Exercise brief:
Can you write out the whole listing exactly?

Raw data:

━━━━

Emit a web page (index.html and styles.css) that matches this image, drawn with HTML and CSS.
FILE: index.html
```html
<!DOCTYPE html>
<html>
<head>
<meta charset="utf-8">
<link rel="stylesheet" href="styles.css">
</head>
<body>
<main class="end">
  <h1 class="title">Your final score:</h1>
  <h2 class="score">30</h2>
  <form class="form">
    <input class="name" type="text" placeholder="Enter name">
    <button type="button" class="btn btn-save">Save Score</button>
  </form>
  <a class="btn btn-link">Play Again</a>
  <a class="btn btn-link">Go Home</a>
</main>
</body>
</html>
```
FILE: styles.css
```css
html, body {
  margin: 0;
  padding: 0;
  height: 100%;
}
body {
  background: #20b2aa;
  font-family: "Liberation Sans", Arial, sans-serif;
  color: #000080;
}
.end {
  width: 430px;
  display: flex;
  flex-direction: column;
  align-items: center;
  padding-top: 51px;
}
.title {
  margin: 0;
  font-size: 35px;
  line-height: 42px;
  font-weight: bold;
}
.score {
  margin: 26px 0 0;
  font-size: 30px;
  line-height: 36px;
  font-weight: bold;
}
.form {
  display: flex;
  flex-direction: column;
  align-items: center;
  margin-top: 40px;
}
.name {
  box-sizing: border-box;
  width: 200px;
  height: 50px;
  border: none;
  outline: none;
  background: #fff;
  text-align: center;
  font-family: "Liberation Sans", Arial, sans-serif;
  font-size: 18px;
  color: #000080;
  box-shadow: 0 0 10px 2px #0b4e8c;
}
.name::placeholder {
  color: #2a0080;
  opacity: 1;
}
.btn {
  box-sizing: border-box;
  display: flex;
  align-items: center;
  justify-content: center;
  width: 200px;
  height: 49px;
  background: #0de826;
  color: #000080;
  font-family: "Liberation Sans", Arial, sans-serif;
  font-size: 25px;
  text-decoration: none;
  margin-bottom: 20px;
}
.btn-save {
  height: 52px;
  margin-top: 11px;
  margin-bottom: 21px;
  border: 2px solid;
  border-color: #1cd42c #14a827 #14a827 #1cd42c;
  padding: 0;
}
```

━━━━

Result below:
Emit a web page (index.html and styles.css) that matches this image, drawn with HTML and CSS.
FILE: index.html
```html
<!DOCTYPE html>
<html>
<head>
<meta charset="utf-8">
<link rel="stylesheet" href="styles.css">
</head>
<body>
<main class="end">
  <h1 class="title">Your final score:</h1>
  <h2 class="score">30</h2>
  <form class="form">
    <input class="name" type="text" placeholder="Enter name">
    <button type="button" class="btn btn-save">Save Score</button>
  </form>
  <a class="btn btn-link">Play Again</a>
  <a class="btn btn-link">Go Home</a>
</main>
</body>
</html>
```
FILE: styles.css
```css
html, body {
  margin: 0;
  padding: 0;
  height: 100%;
}
body {
  background: #20b2aa;
  font-family: "Liberation Sans", Arial, sans-serif;
  color: #000080;
}
.end {
  width: 430px;
  display: flex;
  flex-direction: column;
  align-items: center;
  padding-top: 51px;
}
.title {
  margin: 0;
  font-size: 35px;
  line-height: 42px;
  font-weight: bold;
}
.score {
  margin: 26px 0 0;
  font-size: 30px;
  line-height: 36px;
  font-weight: bold;
}
.form {
  display: flex;
  flex-direction: column;
  align-items: center;
  margin-top: 40px;
}
.name {
  box-sizing: border-box;
  width: 200px;
  height: 50px;
  border: none;
  outline: none;
  background: #fff;
  text-align: center;
  font-family: "Liberation Sans", Arial, sans-serif;
  font-size: 18px;
  color: #000080;
  box-shadow: 0 0 10px 2px #0b4e8c;
}
.name::placeholder {
  color: #2a0080;
  opacity: 1;
}
.btn {
  box-sizing: border-box;
  display: flex;
  align-items: center;
  justify-content: center;
  width: 200px;
  height: 49px;
  background: #0de826;
  color: #000080;
  font-family: "Liberation Sans", Arial, sans-serif;
  font-size: 25px;
  text-decoration: none;
  margin-bottom: 20px;
}
.btn-save {
  height: 52px;
  margin-top: 11px;
  margin-bottom: 21px;
  border: 2px solid;
  border-color: #1cd42c #14a827 #14a827 #1cd42c;
  padding: 0;
}
```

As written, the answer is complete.